What to work on
Show every line where "this" occurs.

Material
----------------
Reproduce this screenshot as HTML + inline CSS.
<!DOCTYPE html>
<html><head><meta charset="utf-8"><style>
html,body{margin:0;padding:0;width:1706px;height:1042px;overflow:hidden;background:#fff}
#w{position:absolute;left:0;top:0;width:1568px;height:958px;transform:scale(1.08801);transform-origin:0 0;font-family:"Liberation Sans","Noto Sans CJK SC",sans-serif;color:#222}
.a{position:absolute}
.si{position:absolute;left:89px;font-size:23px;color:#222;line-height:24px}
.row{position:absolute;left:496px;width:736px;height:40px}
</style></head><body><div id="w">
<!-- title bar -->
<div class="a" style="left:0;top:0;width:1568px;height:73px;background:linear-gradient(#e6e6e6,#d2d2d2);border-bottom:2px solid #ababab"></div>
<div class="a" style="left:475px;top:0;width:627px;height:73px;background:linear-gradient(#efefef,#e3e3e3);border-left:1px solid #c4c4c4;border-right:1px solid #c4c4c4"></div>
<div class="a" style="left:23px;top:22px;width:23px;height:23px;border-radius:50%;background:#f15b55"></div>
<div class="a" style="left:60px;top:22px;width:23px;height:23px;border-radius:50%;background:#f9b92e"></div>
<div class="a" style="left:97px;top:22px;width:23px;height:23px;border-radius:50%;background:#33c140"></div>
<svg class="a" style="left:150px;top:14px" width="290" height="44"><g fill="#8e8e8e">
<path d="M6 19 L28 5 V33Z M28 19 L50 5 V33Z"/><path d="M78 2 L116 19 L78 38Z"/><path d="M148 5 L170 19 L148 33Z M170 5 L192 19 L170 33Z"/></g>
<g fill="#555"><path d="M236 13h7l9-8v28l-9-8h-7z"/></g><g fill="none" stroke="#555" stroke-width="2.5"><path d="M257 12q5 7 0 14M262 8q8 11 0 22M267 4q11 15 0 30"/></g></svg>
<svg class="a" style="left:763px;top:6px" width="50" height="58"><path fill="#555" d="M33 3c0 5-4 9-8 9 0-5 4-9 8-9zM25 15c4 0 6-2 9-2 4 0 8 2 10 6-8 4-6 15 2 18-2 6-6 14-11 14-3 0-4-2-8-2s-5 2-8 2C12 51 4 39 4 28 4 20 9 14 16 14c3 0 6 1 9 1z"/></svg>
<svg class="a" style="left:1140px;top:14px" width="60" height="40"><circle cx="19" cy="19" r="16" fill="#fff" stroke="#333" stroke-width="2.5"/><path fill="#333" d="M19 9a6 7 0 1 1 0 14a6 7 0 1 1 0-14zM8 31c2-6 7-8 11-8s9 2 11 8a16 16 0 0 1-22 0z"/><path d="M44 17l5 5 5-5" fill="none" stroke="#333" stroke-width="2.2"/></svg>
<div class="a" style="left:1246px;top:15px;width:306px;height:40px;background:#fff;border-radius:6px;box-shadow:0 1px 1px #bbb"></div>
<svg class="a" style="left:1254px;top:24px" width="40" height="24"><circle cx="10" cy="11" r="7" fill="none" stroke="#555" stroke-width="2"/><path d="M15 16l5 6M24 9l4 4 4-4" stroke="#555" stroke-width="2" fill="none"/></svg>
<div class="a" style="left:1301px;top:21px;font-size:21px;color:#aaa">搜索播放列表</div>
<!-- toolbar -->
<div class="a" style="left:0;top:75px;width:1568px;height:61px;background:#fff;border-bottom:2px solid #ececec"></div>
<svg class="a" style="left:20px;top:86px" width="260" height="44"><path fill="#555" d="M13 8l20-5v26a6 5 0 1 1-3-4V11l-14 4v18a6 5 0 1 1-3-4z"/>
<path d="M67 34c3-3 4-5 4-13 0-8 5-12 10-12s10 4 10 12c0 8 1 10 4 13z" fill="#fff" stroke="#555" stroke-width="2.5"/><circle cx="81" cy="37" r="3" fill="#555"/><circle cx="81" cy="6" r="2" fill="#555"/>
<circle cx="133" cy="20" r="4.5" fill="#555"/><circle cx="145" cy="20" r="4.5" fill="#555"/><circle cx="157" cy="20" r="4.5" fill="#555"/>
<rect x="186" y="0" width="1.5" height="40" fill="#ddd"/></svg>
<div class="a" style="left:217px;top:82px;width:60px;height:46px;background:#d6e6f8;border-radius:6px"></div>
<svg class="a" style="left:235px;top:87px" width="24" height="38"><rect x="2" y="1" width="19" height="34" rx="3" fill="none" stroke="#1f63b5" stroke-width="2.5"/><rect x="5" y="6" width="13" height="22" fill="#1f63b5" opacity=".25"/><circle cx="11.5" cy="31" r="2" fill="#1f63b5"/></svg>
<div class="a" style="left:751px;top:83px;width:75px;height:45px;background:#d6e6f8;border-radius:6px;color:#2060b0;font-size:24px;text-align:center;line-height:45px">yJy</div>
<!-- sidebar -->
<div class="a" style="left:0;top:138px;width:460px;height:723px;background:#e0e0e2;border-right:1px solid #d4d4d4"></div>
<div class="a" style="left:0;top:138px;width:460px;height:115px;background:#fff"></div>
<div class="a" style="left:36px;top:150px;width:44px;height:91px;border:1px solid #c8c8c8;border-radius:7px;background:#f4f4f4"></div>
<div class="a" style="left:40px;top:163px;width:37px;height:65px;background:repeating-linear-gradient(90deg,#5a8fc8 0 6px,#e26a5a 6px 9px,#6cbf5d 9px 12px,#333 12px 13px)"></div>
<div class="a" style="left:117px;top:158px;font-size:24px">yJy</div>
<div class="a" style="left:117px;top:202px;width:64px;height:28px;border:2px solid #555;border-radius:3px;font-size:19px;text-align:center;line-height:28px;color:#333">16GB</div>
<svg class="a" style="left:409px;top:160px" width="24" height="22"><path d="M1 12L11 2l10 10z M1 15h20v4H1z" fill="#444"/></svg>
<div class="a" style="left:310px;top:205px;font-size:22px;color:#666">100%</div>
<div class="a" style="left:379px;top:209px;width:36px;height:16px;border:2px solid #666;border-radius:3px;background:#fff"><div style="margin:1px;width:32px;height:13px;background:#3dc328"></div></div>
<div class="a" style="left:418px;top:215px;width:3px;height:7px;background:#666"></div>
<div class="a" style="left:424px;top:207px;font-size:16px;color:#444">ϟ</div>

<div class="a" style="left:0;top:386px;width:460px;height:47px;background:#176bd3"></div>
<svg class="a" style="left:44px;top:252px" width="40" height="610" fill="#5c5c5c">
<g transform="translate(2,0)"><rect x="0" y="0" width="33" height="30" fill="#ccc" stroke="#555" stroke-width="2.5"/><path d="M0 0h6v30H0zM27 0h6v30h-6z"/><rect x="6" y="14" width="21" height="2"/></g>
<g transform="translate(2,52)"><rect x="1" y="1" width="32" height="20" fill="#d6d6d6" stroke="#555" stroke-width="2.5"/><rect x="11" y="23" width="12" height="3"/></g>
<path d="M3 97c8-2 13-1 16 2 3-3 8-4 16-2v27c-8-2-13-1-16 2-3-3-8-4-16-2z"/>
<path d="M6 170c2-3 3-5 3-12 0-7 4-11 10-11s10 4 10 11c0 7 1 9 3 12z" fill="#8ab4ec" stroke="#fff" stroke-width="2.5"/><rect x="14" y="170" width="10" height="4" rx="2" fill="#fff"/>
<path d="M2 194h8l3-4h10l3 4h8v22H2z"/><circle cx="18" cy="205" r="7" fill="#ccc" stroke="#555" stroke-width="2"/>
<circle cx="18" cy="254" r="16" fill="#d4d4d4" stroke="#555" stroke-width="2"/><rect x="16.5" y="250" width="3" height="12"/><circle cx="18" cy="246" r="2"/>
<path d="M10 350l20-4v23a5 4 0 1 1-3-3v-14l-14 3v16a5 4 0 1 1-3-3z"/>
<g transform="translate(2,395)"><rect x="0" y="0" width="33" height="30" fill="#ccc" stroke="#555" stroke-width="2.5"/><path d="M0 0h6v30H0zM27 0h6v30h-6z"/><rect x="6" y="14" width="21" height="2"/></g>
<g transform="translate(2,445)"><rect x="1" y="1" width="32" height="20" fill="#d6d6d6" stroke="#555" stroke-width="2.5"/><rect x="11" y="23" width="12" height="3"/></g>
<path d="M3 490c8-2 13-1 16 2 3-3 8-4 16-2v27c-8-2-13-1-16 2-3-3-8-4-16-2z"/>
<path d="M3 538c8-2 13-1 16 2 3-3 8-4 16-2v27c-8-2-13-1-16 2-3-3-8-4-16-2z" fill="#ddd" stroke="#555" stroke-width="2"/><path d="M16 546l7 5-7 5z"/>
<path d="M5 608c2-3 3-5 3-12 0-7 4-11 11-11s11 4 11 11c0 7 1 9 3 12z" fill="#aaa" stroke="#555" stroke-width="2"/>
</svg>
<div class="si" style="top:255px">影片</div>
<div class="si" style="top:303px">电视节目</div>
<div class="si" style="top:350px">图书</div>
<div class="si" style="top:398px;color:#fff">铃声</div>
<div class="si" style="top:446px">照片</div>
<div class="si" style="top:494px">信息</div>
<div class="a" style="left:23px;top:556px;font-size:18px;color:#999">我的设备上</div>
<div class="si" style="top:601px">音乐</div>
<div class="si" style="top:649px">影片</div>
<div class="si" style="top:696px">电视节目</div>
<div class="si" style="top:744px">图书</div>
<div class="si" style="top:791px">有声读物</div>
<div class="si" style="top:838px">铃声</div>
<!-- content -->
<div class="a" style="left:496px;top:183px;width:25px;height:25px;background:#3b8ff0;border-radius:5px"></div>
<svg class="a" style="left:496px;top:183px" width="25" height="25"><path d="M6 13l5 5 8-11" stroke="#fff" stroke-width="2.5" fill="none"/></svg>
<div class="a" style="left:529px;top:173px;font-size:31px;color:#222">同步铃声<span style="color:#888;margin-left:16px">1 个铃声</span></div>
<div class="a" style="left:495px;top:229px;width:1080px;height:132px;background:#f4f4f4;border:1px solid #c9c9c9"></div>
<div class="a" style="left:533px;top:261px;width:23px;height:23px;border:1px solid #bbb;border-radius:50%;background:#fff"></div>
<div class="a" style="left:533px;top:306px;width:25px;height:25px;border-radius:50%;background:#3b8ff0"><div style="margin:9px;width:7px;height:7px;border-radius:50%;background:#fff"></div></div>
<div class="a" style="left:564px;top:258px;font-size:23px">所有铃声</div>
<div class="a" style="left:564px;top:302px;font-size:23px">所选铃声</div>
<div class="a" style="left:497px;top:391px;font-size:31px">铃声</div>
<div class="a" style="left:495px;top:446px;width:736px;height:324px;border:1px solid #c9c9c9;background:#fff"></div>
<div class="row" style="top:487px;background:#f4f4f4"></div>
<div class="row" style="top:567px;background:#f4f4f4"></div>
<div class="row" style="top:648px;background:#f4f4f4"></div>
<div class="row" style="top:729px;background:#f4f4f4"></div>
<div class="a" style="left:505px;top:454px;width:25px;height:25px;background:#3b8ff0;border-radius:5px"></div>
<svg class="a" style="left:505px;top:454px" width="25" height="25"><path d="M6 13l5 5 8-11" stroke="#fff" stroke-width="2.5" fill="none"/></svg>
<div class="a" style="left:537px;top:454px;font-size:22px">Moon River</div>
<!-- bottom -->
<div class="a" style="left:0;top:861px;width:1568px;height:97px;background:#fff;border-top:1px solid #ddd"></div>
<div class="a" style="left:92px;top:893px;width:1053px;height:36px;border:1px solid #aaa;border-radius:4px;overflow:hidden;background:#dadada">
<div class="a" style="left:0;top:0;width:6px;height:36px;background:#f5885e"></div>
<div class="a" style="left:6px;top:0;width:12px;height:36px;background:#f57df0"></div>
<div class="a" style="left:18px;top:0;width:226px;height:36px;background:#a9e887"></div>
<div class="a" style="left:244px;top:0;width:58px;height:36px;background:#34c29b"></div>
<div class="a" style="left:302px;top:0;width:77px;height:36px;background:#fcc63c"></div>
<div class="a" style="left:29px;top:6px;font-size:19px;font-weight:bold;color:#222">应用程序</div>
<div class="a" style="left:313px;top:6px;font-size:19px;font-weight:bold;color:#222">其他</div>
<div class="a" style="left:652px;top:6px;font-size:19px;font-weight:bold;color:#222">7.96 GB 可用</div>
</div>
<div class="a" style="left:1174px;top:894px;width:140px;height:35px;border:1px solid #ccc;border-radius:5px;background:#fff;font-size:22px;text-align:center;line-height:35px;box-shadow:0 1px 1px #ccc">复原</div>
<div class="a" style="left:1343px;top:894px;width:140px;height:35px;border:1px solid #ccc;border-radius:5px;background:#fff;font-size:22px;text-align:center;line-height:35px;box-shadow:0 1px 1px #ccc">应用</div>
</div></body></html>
----------------
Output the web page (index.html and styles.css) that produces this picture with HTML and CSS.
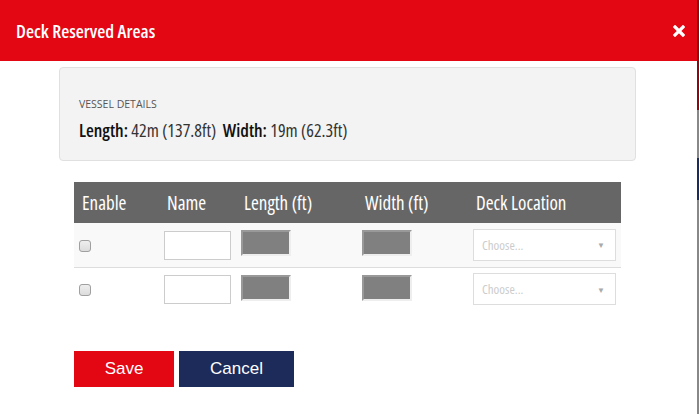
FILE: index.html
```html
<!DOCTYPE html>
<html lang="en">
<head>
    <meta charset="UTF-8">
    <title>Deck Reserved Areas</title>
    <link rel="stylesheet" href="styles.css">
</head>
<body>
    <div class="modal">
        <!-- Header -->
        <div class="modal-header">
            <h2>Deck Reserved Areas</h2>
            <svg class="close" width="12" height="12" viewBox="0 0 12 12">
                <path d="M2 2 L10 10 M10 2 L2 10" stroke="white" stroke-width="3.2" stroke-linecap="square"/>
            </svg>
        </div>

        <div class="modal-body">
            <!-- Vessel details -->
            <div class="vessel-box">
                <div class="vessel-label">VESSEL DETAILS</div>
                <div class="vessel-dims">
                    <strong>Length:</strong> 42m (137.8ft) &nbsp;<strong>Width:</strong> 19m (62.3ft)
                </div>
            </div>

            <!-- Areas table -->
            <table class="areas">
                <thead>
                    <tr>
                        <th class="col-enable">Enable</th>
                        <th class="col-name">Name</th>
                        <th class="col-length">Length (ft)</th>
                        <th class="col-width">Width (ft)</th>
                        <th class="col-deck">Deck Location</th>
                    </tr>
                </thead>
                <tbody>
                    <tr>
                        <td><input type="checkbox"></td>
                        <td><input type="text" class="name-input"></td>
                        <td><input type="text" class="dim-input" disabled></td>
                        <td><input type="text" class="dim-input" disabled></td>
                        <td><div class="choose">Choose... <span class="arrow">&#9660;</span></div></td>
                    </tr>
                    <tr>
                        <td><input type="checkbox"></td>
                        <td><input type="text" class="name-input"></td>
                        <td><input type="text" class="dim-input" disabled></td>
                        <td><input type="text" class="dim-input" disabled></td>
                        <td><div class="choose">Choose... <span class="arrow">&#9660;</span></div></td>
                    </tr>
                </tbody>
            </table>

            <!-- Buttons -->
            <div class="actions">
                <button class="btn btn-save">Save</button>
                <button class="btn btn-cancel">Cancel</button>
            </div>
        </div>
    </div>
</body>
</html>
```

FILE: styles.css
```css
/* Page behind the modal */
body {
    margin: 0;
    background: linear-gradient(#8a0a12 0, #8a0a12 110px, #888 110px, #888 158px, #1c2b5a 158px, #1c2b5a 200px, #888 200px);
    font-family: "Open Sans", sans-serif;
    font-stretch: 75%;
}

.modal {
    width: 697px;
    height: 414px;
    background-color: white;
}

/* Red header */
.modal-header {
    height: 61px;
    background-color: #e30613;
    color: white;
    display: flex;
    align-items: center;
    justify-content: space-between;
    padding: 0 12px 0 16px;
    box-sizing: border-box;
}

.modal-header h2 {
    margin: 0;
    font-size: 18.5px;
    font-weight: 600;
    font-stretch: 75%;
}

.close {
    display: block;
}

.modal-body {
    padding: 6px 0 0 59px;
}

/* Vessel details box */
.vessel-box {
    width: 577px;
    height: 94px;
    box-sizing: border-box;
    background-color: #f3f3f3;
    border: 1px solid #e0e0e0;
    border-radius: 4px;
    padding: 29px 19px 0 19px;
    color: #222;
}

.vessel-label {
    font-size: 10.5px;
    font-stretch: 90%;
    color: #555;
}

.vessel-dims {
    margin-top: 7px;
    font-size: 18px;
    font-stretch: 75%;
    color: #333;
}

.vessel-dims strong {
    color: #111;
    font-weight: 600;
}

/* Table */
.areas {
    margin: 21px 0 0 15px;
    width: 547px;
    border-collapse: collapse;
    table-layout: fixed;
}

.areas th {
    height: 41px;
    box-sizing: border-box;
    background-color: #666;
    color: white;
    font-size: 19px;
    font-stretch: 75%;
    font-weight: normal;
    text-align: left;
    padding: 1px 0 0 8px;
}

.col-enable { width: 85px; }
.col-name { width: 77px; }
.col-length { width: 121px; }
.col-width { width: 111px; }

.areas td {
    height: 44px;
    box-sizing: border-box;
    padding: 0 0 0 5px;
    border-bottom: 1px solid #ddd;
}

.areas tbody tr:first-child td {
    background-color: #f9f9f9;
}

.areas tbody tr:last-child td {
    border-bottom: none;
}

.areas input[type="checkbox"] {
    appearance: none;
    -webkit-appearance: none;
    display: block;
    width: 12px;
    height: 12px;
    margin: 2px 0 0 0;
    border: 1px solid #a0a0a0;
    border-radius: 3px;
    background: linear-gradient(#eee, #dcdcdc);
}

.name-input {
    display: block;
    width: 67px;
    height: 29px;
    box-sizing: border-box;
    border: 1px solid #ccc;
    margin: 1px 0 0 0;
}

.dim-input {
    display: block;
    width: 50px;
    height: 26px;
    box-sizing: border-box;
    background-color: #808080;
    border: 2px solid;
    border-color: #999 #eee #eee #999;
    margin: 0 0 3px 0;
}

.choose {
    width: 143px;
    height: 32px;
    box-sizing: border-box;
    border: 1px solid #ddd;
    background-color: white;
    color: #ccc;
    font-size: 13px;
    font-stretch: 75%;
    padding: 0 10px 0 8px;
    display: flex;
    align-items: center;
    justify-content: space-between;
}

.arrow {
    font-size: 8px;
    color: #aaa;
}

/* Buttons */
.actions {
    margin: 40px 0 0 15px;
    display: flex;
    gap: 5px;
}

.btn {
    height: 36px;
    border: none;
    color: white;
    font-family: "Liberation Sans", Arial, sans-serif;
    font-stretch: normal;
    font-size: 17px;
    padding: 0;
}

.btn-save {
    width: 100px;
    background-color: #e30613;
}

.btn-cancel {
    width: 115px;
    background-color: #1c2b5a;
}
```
----------------
Response
Reproduce this screenshot as HTML + inline CSS.
Output the web page (index.html and styles.css) that produces this picture with HTML and CSS.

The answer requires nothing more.